The interesting story that was shared with us was: discoverer Burckhardt was leaving the area when he looked back and saw the monument sticking out of the sands. An “accidental discovery” if you will! Our guide also pointed to us that the standing statues of the Pharaoh at the temple of Nefertari are carved in such a way that the Pharaoh’s left leg is astride ahead of the right. This was interpreted to project the martial nature of the warrior King – you start marching on your left foot.
Why did Ramses construct such a structure so far south from his domains? Our guide affirmed the historically accepted version that Ramses – fresh from defeating the Hittites in the north, was eager to impress his power upon the Nubians to the south. Sort of telling the guys to back off, or else!
Today, we are told to look back every 20m towards the monument as we return to the entrance. Take a photo, and perhaps you may come up with your own time-lapsed photography!
Back in Aswan, we took a local felucca cruise along the waterway. It was a beautiful day when little boys started paddling up to our boat. Their construct of a “boat” was nothing but a contraption of wooden boards nailed together! Such an enterprising endeavour!

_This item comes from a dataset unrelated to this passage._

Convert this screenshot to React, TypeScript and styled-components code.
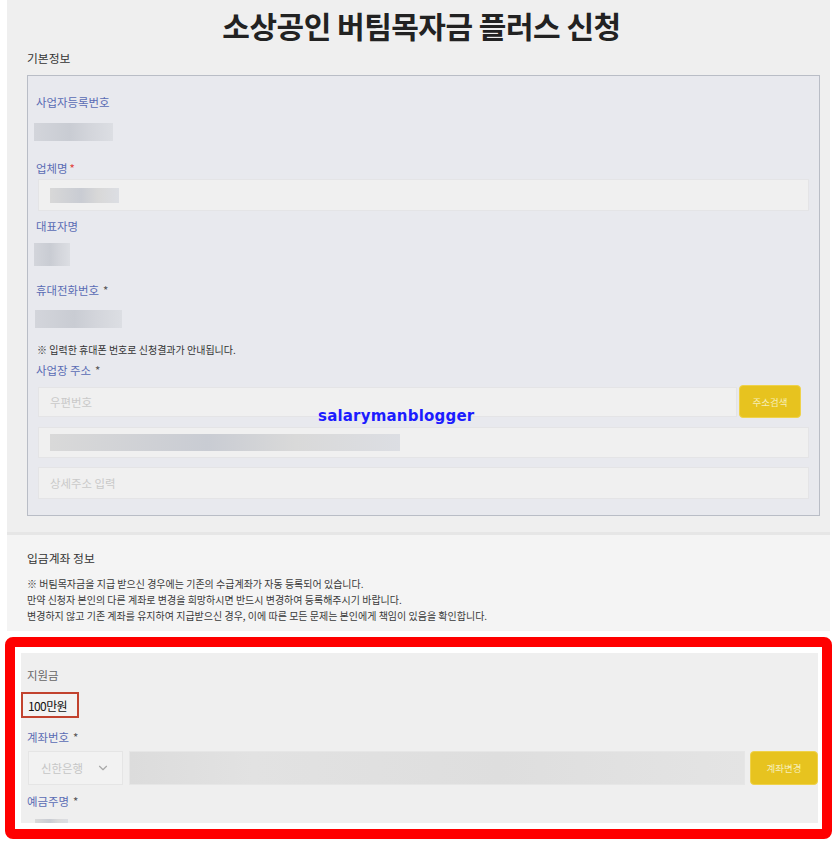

Flying back to Cairo was un-eventful. We had stayed at the Marriot for the duration of the time in Cairo. It was already security heavy at the time we were there. One of the things about the Marriot is that the Italian restaurant is a must try. While not cheap, it was certainly very good. As we look back, we wonder how in those days we could muster the courage to hail a taxi to the Sheraton, just to buy the Hardrock café’s T-shirts. It’s probably highly NOT recommended these days.
Our cruising up the Nile on a boat for 4-days was a very nice way to take it slow and easy. No changing of hotels or rushing around in a coach! It’s like an ocean cruise where you disembark onto a land tour excursion every day and be back in time for a nice meal. Definitely a recommended way to travel Egypt. If only we had taken the cruise all the way from Cairo!